Discover ImageNet, the groundbreaking dataset fueling computer vision advances with 14M+ images, powering AI research, models & applications.
ImageNet is a massive, widely cited visual database designed for use in visual object recognition software research. It contains over 14 million images that have been hand-annotated to indicate what objects are pictured and, in over one million of the images, where the objects are located with bounding boxes. Organized according to the WordNet hierarchy, ImageNet maps images to specific concepts or "synsets," making it a foundational resource for training and evaluating computer vision (CV) models. Its immense scale and diversity allowed researchers to move beyond small-scale experiments, effectively kickstarting the modern era of deep learning (DL).

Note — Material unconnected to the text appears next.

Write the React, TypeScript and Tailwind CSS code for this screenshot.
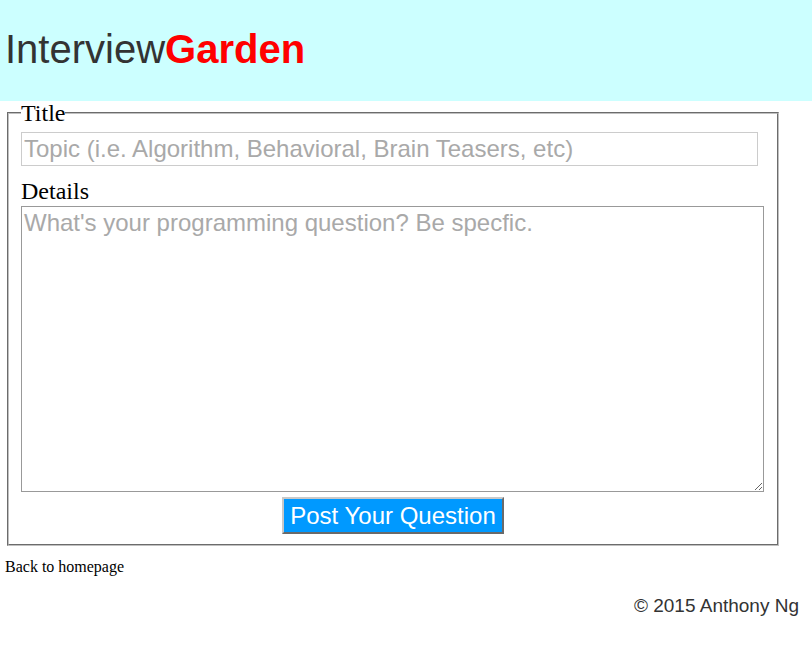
import React from "react";

const sans = "font-['Liberation_Sans',Arial,sans-serif]";
const serif = "font-['Liberation_Serif','Times_New_Roman',serif]";

export default function App() {
  return (
    <div className={`min-h-screen bg-white text-black ${serif}`}>
      {/* Header */}
      <header className="bg-[#ccffff] pt-[26px] pb-[29px] pl-[5px]">
        <h1 className={`text-[40px] leading-[46px] text-[#333333] ${sans}`}>
          Interview<span className="font-bold text-[#ff0000]">Garden</span>
        </h1>
      </header>

      {/* Question form */}
      <form onSubmit={(e) => e.preventDefault()}>
        <fieldset className="ml-[7px] w-[772px] border-2 border-[#c0c0c0] [border-style:groove] pl-[12px] pr-[12px] pb-[10px]">
          <legend className="text-[24px] leading-[24px]">Title</legend>
          <input
            type="text"
            placeholder="Topic (i.e. Algorithm, Behavioral, Brain Teasers, etc)"
            className={`mt-[7px] block w-[737px] h-[34px] border border-[#cccccc] px-[2px] text-[24px] outline-none placeholder:text-[#a9a9a9] ${sans}`}
          />
          <label className="mt-[11px] block text-[24px] leading-[28px]">Details</label>
          <textarea
            placeholder="What's your programming question? Be specfic."
            className={`mt-[1px] block w-[743px] h-[286px] border border-[#999999] px-[2px] py-[2px] text-[24px] leading-[28px] outline-none placeholder:text-[#a9a9a9] ${sans}`}
          />
          <div className="mt-[5px] flex justify-center">
            <button
              type="submit"
              className={`bg-[#0099ff] text-white text-[24px] leading-[27px] px-[6px] py-[3px] border-2 border-t-[#c8c8c8] border-l-[#c8c8c8] border-b-[#6a6a6a] border-r-[#6a6a6a] ${sans}`}
            >
              Post Your Question
            </button>
          </div>
        </fieldset>
      </form>

      <p className="mt-[12px] pl-[5px] text-[16px] leading-[18px]">Back to homepage</p>

      {/* Footer */}
      <footer className={`mt-[19px] pr-[13px] text-right text-[19px] leading-[22px] text-[#333333] ${sans}`}>
        © 2015 Anthony Ng
      </footer>
    </div>
  );
}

Before ImageNet, researchers struggled with datasets that were too small to train deep neural networks (NN) without encountering overfitting. Created by researchers at the Stanford Vision and Learning Lab, ImageNet solved this data scarcity problem. It gained global prominence through the ImageNet Large Scale Visual Recognition Challenge (ILSVRC), an annual competition that ran from 2010 to 2017.
This competition became the testing ground for famous architectures. In 2012, the AlexNet architecture won the competition by a significant margin using a Convolutional Neural Network (CNN), proving the viability of deep learning on Graphics Processing Units (GPUs). Subsequent years saw the rise of deeper and more complex models like VGG and ResNet, which further reduced error rates and surpassed human-level performance in specific classification tasks.
While ImageNet is a dataset, its most practical utility today lies in transfer learning. Training a deep neural network from scratch requires massive amounts of training data and computational power. Instead, developers often use models that have already been "pre-trained" on ImageNet.
Because ImageNet covers a vast array of 20,000+ categories—from dog breeds to household items—a model trained on it learns rich, high-level feature representations. These learned features act as a powerful backbone for new models. By fine-tuning these pre-trained weights, developers can achieve high accuracy on their specific custom datasets with significantly fewer images.
The influence of ImageNet extends into virtually every industry that utilizes artificial intelligence (AI).
Developers can easily access models pre-trained on ImageNet using the Ultralytics library. The following example demonstrates how to load a YOLO11 classification model, which comes with ImageNet weights by default, and use it to predict the class of an image.
from ultralytics import YOLO
# Load a YOLO11 classification model pre-trained on ImageNet
model = YOLO("yolo11n-cls.pt")
# Run inference on an image (e.g., a picture of a goldfish or bus)
# The model will output the top ImageNet classes and probabilities
results = model("https://ultralytics.com/images/bus.jpg")
# Print the top predicted class name
print(f"Prediction: {results[0].names[results[0].probs.top1]}")
It is important to distinguish ImageNet from the COCO (Common Objects in Context) dataset.
While ImageNet is used to teach models "how to see," datasets like COCO are used to teach them how to locate and separate objects in complex scenes. Often, a model's encoder is pre-trained on ImageNet before being trained on COCO for detection tasks.